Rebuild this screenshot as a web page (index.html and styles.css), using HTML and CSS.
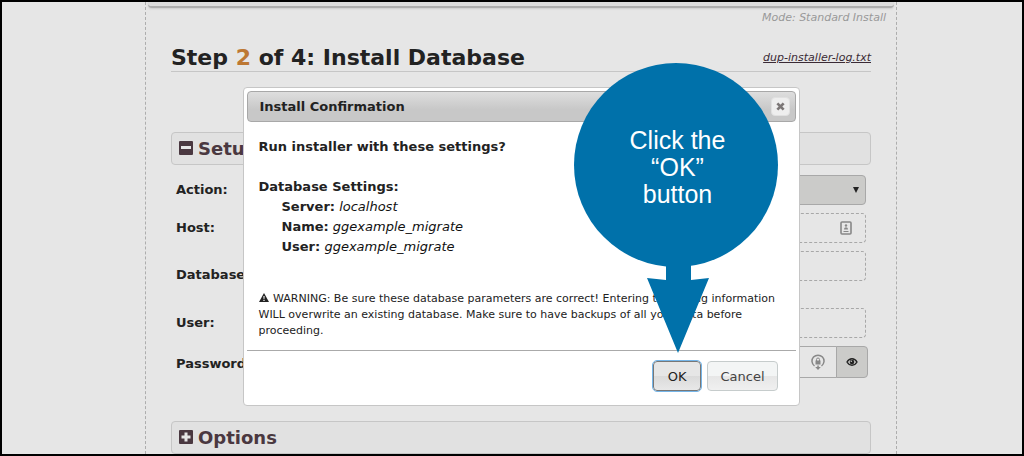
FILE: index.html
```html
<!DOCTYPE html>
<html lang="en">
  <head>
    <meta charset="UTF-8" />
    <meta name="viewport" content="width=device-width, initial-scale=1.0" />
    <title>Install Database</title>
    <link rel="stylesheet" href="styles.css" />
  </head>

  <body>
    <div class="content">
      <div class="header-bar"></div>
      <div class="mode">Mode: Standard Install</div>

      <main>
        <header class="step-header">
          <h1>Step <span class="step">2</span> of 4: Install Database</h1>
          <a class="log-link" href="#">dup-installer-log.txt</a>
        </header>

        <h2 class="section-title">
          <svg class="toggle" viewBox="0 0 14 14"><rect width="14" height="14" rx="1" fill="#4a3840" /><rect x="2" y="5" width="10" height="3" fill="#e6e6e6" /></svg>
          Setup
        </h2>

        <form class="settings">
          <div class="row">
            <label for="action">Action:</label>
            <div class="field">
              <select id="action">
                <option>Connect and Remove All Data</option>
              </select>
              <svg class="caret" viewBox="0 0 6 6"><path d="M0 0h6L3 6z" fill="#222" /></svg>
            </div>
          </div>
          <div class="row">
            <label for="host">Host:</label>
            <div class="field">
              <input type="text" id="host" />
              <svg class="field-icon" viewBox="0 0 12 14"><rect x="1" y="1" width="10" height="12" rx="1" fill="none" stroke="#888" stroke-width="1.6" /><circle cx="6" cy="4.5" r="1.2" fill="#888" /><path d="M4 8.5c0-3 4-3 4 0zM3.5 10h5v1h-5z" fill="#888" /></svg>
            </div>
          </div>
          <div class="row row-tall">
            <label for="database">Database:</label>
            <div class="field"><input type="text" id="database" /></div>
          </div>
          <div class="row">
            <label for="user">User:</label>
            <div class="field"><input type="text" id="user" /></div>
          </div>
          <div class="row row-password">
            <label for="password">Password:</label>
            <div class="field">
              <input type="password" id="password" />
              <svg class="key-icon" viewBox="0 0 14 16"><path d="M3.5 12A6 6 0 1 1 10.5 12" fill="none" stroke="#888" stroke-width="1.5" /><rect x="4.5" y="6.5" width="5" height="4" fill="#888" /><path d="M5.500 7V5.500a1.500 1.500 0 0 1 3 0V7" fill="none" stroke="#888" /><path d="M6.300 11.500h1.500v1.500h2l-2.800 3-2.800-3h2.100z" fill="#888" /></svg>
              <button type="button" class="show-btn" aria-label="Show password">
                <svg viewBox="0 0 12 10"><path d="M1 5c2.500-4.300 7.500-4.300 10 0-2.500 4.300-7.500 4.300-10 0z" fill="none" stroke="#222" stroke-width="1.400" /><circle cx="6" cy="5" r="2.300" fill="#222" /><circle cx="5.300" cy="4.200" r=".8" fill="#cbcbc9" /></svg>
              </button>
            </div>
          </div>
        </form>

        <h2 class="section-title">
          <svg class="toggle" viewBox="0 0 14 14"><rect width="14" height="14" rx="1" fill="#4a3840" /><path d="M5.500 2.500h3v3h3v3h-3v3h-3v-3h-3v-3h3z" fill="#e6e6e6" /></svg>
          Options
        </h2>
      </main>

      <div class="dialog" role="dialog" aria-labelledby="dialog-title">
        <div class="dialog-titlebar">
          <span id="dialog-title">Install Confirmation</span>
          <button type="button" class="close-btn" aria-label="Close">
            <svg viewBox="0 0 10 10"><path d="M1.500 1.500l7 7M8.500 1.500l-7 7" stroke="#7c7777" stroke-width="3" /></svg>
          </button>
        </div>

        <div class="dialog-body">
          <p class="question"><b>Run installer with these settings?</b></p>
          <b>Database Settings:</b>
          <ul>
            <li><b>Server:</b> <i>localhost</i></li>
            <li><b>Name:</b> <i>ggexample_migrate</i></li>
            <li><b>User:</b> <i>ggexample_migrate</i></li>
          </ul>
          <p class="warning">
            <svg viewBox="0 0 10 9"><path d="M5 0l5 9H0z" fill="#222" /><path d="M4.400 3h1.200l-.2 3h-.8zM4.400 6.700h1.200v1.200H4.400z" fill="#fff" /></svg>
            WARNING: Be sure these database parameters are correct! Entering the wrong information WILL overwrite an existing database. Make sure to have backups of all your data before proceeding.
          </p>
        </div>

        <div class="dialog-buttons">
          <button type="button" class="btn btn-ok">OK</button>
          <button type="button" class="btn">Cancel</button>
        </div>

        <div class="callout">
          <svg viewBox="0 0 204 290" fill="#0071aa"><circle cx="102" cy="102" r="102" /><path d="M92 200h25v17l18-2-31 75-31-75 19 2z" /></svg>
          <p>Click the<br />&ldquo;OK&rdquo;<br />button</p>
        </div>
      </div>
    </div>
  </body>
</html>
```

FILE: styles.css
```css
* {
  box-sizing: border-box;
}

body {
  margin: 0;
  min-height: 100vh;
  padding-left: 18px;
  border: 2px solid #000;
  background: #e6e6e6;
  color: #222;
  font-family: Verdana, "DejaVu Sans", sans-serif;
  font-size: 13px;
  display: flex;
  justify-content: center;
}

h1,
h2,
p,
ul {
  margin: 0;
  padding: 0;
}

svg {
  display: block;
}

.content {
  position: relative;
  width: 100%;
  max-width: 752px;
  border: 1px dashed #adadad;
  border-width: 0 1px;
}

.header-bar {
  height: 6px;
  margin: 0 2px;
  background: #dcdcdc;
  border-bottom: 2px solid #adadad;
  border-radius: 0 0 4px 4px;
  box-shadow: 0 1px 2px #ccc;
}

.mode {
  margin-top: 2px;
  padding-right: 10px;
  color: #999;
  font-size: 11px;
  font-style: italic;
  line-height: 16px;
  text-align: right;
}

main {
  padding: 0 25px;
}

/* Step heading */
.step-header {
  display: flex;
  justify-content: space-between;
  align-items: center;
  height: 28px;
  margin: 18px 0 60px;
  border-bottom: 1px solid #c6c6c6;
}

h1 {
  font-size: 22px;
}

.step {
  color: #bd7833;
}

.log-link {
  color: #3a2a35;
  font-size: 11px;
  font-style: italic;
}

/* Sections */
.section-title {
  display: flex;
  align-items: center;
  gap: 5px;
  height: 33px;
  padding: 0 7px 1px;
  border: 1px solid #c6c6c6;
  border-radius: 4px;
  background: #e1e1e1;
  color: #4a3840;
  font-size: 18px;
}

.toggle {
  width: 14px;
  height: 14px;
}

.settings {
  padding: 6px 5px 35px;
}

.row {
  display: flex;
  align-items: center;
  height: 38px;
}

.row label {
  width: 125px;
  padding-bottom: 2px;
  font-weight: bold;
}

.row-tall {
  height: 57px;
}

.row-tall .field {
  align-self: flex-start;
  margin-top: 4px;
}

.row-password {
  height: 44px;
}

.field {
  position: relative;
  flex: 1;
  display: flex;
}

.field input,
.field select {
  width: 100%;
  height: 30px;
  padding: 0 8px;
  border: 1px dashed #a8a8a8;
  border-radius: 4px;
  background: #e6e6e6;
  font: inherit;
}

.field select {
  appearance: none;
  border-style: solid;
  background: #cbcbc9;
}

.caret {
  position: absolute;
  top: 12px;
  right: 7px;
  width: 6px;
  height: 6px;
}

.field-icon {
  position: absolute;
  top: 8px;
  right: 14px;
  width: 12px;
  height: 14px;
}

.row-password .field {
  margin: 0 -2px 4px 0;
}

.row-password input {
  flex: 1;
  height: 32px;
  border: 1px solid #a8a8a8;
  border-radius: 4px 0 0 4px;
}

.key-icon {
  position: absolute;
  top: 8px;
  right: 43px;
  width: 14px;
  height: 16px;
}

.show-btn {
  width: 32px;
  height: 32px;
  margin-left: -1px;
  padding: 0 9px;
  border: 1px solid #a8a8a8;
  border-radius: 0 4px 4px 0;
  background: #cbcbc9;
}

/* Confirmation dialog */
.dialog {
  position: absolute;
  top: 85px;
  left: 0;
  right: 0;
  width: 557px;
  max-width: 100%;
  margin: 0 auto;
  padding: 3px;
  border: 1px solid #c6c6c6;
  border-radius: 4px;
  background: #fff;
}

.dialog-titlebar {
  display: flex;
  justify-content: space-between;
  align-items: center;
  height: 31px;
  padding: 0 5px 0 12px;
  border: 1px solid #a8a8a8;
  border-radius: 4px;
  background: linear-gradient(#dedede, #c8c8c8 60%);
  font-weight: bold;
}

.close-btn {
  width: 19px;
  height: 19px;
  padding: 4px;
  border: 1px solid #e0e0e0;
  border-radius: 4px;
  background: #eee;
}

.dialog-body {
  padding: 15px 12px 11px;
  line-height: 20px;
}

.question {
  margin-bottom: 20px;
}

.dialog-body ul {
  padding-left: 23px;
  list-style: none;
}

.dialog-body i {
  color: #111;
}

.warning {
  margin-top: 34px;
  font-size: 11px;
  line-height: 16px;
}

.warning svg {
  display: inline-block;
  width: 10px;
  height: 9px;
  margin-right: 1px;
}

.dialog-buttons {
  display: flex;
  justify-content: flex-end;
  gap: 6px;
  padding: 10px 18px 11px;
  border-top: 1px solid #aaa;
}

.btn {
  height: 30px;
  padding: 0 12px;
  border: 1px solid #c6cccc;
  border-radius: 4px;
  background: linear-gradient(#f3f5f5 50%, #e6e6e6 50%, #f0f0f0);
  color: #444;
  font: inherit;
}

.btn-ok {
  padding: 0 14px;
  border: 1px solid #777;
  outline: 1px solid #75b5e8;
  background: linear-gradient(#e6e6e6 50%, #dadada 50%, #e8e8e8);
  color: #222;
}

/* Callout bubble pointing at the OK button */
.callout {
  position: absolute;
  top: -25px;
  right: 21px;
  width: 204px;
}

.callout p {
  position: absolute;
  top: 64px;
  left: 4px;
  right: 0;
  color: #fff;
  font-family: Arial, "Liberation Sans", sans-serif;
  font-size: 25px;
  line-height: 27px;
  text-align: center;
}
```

== == ==

WORK REQUIRED:
From the listing above, copy out each line where the word "styles" appears.

RESPONSE FOR THIS EXERCISE:
Rebuild this screenshot as a web page (index.html and styles.css), using HTML and CSS.
    <link rel="stylesheet" href="styles.css" />
FILE: styles.css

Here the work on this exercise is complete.